NERSC / podman-hpc

Other
38 stars 10 forks source link

Expected --cuda-mpi injection does not work appropriately #110

Closed gzquse closed 4 months ago

gzquse commented 4 months ago

Hi team,

This is our steps:

  1. podman-hpc build -t cudaq-mpich:test -f Dockerfile.cudaq-mpich .
  2. podman-hpc migrate cudaq-mpich:test
  3. podman-hpc run -it --mpi --gpu cudaq-mpich:test output: Error: no container with ID c788431eb058741b5bdab05bc5b20fd8c1bce5594326681c1a396a157441b366 found in database: no such container send_complete failed for None

remove mpi injection we can get in correctly

  1. podman-hpc run -it --gpu cudaq-mpich:test root@a2cce5da38ec:/tmp# exit

We do need to use cuda-awared mpi for our program.

Couple guesses:

  1. Seems "mpi injection" only supports nersc public registry and public docker
  2. Cuda awared mpi injection failed?

Here, we also have the automation script that makes the image public to everyone at NERSC.

#!/bin/bash
# Exit immediately if a command exits with a non-zero status
set -e

# Function to display usage information
usage() {
    echo "Usage: $0 -f <Dockerfile_path> -t <image_tag> [-p]"
    echo "     -p: (optional) publish image for all NERSC users"
    echo example
    echo "   ./podman-hpc-build.sh  -f Dockerfile.ubu24-xeyes -t ubu24-xeyes:p1c   -p   "

  exit 1
}

# Initialize variables
dockerfileName=""
imageName=""
use_p=false

# Parse command line arguments
while getopts ":f:t:p" opt; do
  case $opt in
    f)
      dockerfileName=$OPTARG
      ;;
    t)
      imageName=$OPTARG
      ;;
    p)
      use_p=true
      ;;
    \?)
      echo "Invalid option: -$OPTARG" >&2
      usage
      ;;
    :)
      echo "Option -$OPTARG requires an argument." >&2
      usage
      ;;
  esac
done

# Check if required arguments are provided
if [ -z "$dockerfileName" ] || [ -z "$imageName" ]; then
  usage
fi

# Check if the Dockerfile exists
if [ ! -f "$dockerfileName" ]; then
  echo "Error: Dockerfile '$dockerfileName' does not exist."
  exit 1
fi

if [[ "$imageName" == */* ]]; then
    echo "Error: imageName=$imageName     contains '/'"
    exit 2
fi

# check if image exist in repo already
if podman-hpc images --format "{{.Repository}}:{{.Tag}}" |grep -q $imageName ; then
    echo "Image $imageName exists, change the name"
    exit 3
fi

#  prefix image name with user name
imageName=$USER/$imageName
echo building image: $imageName ....

myProj=`sacctmgr show user $USER  withassoc format=DefaultAccount |tail -n1 | xargs`

# Display the arguments
echo "Dockerfile: $dockerfileName"
echo "Image name: $imageName"
echo "Use -p: $use_p"
echo "my NERSC project: $myProj"

# Execute the podman build command
time podman-hpc build -f "$dockerfileName" -t "$imageName"

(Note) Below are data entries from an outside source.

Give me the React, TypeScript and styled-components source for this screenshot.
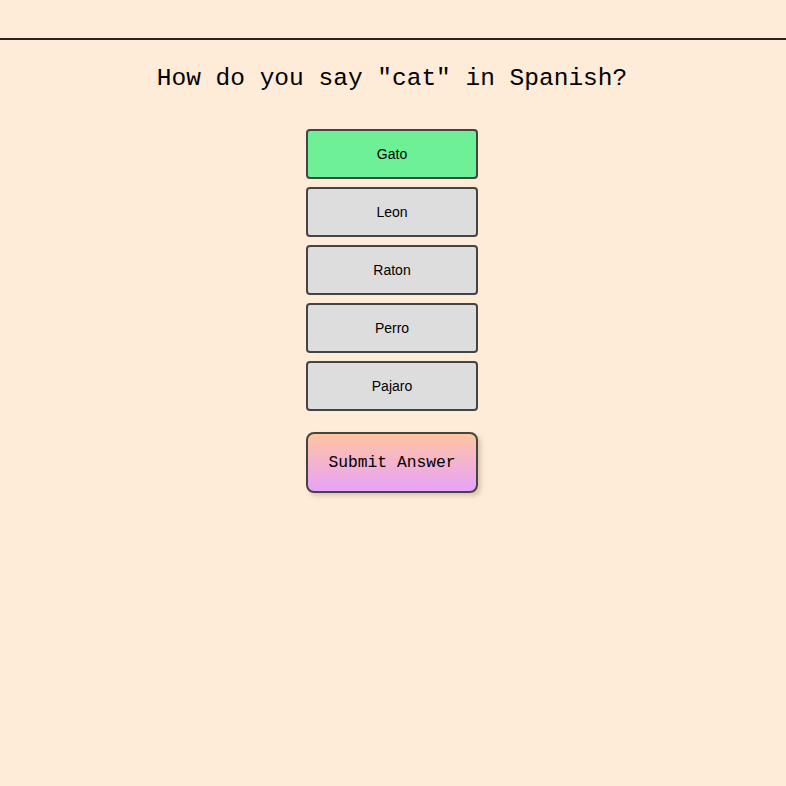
import React, { useState } from "react";
import styled, { createGlobalStyle } from "styled-components";

const GlobalStyle = createGlobalStyle`
  html, body {
    margin: 0;
    padding: 0;
    background: #feebd8;
  }
  body {
    font-family: "Liberation Sans", Arial, sans-serif;
    min-height: 786px;
  }
`;

const Header = styled.header`
  height: 38px;
  border-bottom: 2px solid #2a2220;
`;

const Main = styled.main`
  display: flex;
  flex-direction: column;
  align-items: center;
  padding-right: 2px;
`;

const Question = styled.h1`
  margin: 23px 0 34px;
  font-family: "Liberation Mono", "DejaVu Sans Mono", monospace;
  font-weight: 400;
  font-size: 24.5px;
  line-height: 32px;
  color: #000;
`;

const Options = styled.div`
  display: flex;
  flex-direction: column;
  gap: 8px;
`;

const Option = styled.button<{ $selected: boolean }>`
  width: 172px;
  height: 50px;
  box-sizing: border-box;
  border: 2px solid #444;
  border-radius: 4px;
  background: ${(p) => (p.$selected ? "#6ef096" : "#dddddd")};
  font-family: "Liberation Sans", Arial, sans-serif;
  font-size: 14px;
  color: #000;
  cursor: pointer;
  padding: 0;
`;

const Submit = styled.button`
  margin-top: 21px;
  width: 172px;
  height: 61px;
  box-sizing: border-box;
  border: 2px solid #444;
  border-radius: 8px;
  background: linear-gradient(180deg, #ffc59f 0%, #e7a2fb 100%);
  box-shadow: 3px 3px 4px rgba(120, 90, 50, 0.25);
  font-family: "Liberation Mono", "DejaVu Sans Mono", monospace;
  font-size: 16.3px;
  color: #000;
  cursor: pointer;
  padding: 0;
`;

const options = ["Gato", "Leon", "Raton", "Perro", "Pajaro"];

export default function App() {
  const [selected, setSelected] = useState("Gato");
  return (
    <>
      <GlobalStyle />
      <Header />
      <Main>
        <Question>How do you say "cat" in Spanish?</Question>
        <Options>
          {options.map((o) => (
            <Option key={o} $selected={selected === o} onClick={() => setSelected(o)}>
              {o}
            </Option>
          ))}
        </Options>
        <Submit>Submit Answer</Submit>
      </Main>
    </>
  );
}
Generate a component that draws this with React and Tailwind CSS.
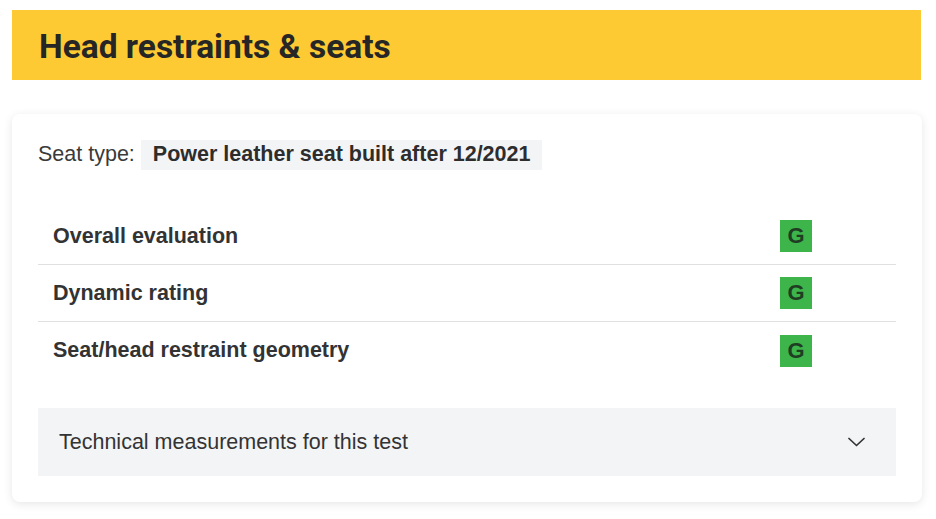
import React from "react";

const rows = ["Overall evaluation", "Dynamic rating", "Seat/head restraint geometry"];

function Badge() {
  return (
    <div className="flex h-[32px] w-[32px] items-center justify-center bg-[#3db54a] text-[22px] font-bold leading-none text-[#1f3d22]">
      G
    </div>
  );
}

export default function App() {
  return (
    <div className="min-h-[519px] bg-white px-[12px] pt-[10px] pb-[16px] font-['Liberation_Sans',Arial,sans-serif] text-[#333]">
      <div className="flex h-[70px] w-[909px] items-center bg-[#fdca33] pl-[27px] pt-[3px]">
        <h1 className="font-['Roboto',sans-serif] text-[33.5px] font-bold leading-none text-[#262626]">Head restraints &amp; seats</h1>
      </div>
      <div className="mt-[34px] w-[910px] rounded-[8px] bg-white p-[26px] shadow-[0_2px_10px_rgba(0,0,0,0.10)]">
        <div className="flex h-[30px] items-center text-[21.5px] leading-none">
          <span className="text-[#3a3a3a]">Seat type:</span>
          <span className="ml-[6px] flex h-[30px] items-center bg-[#f3f4f6] px-[12px] font-bold text-[#2d2d2d]">
            Power leather seat built after 12/2021
          </span>
        </div>
        <div className="mt-[38px]">
          {rows.map((r, i) => (
            <div
              key={r}
              className={`flex h-[57px] items-center justify-between pl-[15px] pr-[84px] ${i < rows.length - 1 ? "border-b border-[#e0e0e0]" : ""}`}
            >
              <span className="text-[21.5px] font-bold text-[#333]">{r}</span>
              <Badge />
            </div>
          ))}
        </div>
        <div className="mt-[29px] flex h-[68px] items-center justify-between bg-[#f3f4f6] pl-[21px] pr-[31px]">
          <span className="text-[21.5px] text-[#333]">Technical measurements for this test</span>
          <svg width="17" height="10" viewBox="0 0 17 10" fill="none">
            <path d="M1 1.5 L8.5 8.5 L16 1.5" stroke="#333" strokeWidth="1.7" strokeLinecap="round" strokeLinejoin="round" />
          </svg>
        </div>
      </div>
    </div>
  );
}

echo 'podman-hpc images          # check image is visible'

# Execute additional commands if -p is used
if [ "$use_p" = true ]; then
    CORE_PUB="/cfs/cdirs/$myProj/$USER/podman_common/"
    echo CORE_PUB=$CORE_PUB
    podman-hpc --squash-dir "/global/$CORE_PUB" migrate "$imageName"
    chmod -R a+rx  /global/$CORE_PUB
    echo
    echo public image use example; echo
    #echo POD_PUB=/dvs_ro$CORE_PUB
    echo "export PODMANHPC_ADDITIONAL_STORES=/dvs_ro$CORE_PUB"
else
    echo private image use example; echo
    podman-hpc  migrate "$imageName"
fi

#... common
echo IMG=$imageName 
echo 'podman-hpc run -it --gpu -e DISPLAY  -v $HOME:$HOME -e HOME  $IMG  bash     # start the image'
echo

exit 0

This still does not work.

Expected result:

salloc -q interactive -C gpu -t 4:00:00 -A nintern -N 2
srun -n 2 podman-hpc run --rm --cuda-mpi --gpu cudaq-mpich:test "cmd" 

distributing in two nodes

gzquse commented 4 months ago

For normal mpi injection test:

srun -n 2 podman-hpc run -it --mpi --gpu cudaq-mpich:test python3 -m mpi4py.bench helloworld

Error: no container with name or ID "uid-105687-pid-1265444" found: no such container

danfulton commented 4 months ago

If you are running on Perlmutter, the --gpu and --mpi flags do not work together. The MPI library that's loaded is not compiled with CUDA. To get CUDA aware MPI, you should use the --cuda-mpi flag.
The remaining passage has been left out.